If $f\leq 2g$ then $\mathcal C_g^\ast$ is $f$-microscopic iff $f>g$.

From this we can construct $\subseteq_{\mathrm{Null}}$-incompatible null sets: Take two functions $g_i$, $i<2$ for which $\mathcal C_{g_i}^\ast$ is defined so that

*

*For all $n$ there is some $i$ with $g_i(n)\leq g_{1-i}(n)<2g_i(n)$

*For both $i$ there is $n_i$ with $g_i(n_i)<g_{1-i}(n_i)$
If we let $f_i$ so that $f_i(n_i)\in (g_i(n_i), g_{1-i}(n_i)]$ and for $n\neq n_i$
$$f_i(n)=\mathrm{min}\{2g_0(n), 2g_1(n)\}$$
then
$$f_i\in\scope(\mathcal C_{g_i}^\ast)\setminus\scope(\mathcal C_{g_{1-i}}^\ast)$$
as the single mishap at $n_i$ excludes $f_i$ from the scope of $\mathcal C_{g_{1-i}}^\ast$ but not from the scope of $\mathcal C_{g_i}^\ast$. Observe that we only used two integers for "mishaps", but we have countably infinite many possibilities for them to occur.
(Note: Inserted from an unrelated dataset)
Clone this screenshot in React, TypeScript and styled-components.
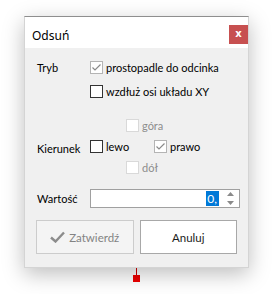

So in a similar manner one can construct a countably infinite antichain in $\mathcal N=(\mathrm{Null}/\equiv_{\mathrm{Null}},\subseteq_{\mathrm{Null}})$.
In my opinion, this construction can either be seen optimistically, in the sense that it gives some insight into the structure of $\mathcal N$, or pesimistically in the sense that it is evidence for the definition of $\scope$ being incorrect (in the same vein as your Comment 1).
I hope there is still some interest in this question after all these years!